Supplied records:
= = =
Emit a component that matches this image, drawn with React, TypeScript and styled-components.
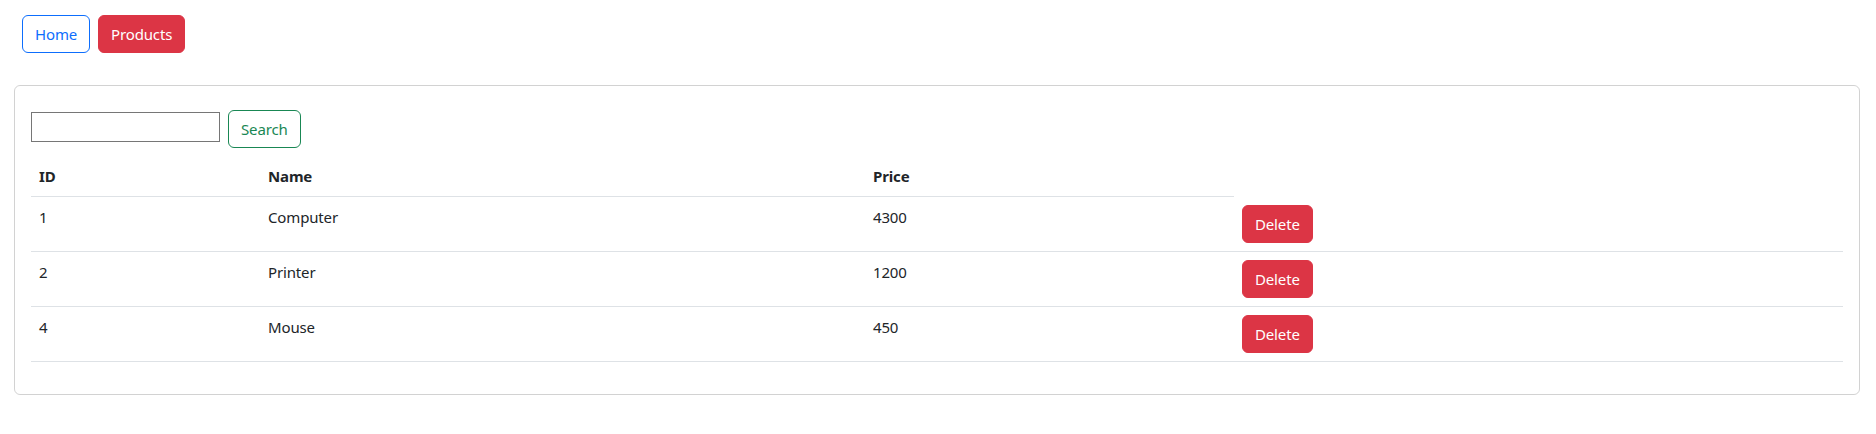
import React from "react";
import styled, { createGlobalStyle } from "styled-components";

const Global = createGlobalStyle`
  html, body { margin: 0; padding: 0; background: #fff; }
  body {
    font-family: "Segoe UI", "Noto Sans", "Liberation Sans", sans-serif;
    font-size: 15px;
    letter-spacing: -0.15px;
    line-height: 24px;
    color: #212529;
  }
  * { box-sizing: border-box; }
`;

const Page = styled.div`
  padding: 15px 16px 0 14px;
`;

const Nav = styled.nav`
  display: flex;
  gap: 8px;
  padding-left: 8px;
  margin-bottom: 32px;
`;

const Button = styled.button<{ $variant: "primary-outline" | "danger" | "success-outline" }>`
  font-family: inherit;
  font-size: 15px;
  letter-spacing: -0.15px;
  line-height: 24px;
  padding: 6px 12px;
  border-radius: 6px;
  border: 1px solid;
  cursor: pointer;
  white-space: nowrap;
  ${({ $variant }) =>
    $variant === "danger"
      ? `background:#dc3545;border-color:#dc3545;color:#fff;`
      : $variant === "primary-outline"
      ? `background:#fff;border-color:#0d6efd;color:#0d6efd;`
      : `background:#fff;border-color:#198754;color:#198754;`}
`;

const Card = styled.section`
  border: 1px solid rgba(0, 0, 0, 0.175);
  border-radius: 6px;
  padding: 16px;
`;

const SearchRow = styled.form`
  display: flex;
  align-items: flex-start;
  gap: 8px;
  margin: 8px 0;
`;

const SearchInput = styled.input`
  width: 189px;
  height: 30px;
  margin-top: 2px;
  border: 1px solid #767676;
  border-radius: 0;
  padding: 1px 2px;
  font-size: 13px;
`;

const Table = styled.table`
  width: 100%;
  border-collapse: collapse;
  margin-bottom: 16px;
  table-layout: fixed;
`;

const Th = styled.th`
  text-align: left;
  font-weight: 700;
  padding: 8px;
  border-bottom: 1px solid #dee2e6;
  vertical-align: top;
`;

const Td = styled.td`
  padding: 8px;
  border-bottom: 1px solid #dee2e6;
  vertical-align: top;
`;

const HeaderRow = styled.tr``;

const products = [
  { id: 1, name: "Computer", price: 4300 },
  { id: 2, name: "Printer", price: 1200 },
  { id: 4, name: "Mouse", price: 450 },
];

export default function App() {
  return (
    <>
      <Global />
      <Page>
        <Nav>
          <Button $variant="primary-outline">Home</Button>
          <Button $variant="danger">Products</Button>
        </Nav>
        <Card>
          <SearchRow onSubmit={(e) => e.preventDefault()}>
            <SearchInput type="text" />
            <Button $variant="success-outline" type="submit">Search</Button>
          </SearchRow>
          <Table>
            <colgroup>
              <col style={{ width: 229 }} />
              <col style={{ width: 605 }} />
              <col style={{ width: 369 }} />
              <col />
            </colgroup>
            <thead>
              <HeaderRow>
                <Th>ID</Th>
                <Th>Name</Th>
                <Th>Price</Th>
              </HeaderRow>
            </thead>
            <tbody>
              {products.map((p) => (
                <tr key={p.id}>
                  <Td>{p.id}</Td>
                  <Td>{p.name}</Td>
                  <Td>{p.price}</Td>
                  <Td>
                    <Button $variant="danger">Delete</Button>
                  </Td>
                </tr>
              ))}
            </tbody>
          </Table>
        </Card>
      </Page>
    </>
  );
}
= = =
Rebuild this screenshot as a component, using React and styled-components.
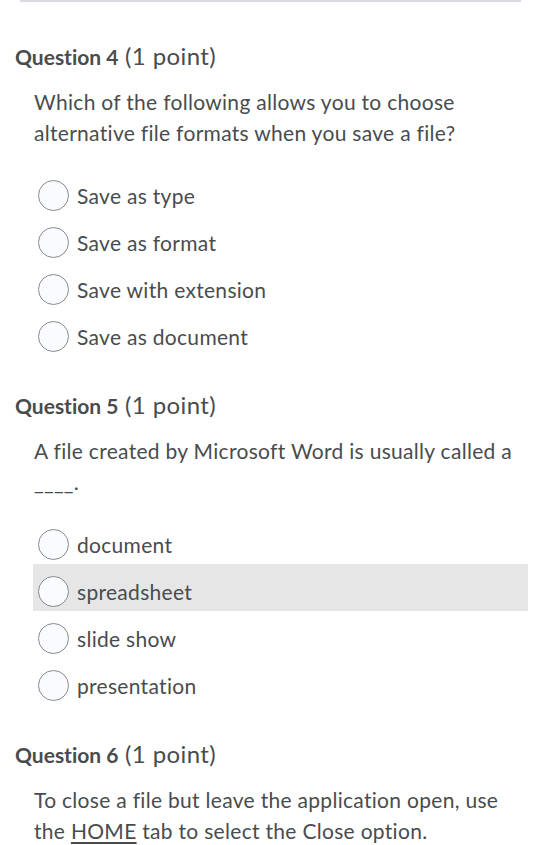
= = =
What is expected:
Copy all lines from the material that include "this".

Result:
Emit a component that matches this image, drawn with React, TypeScript and styled-components.
Rebuild this screenshot as a component, using React and styled-components.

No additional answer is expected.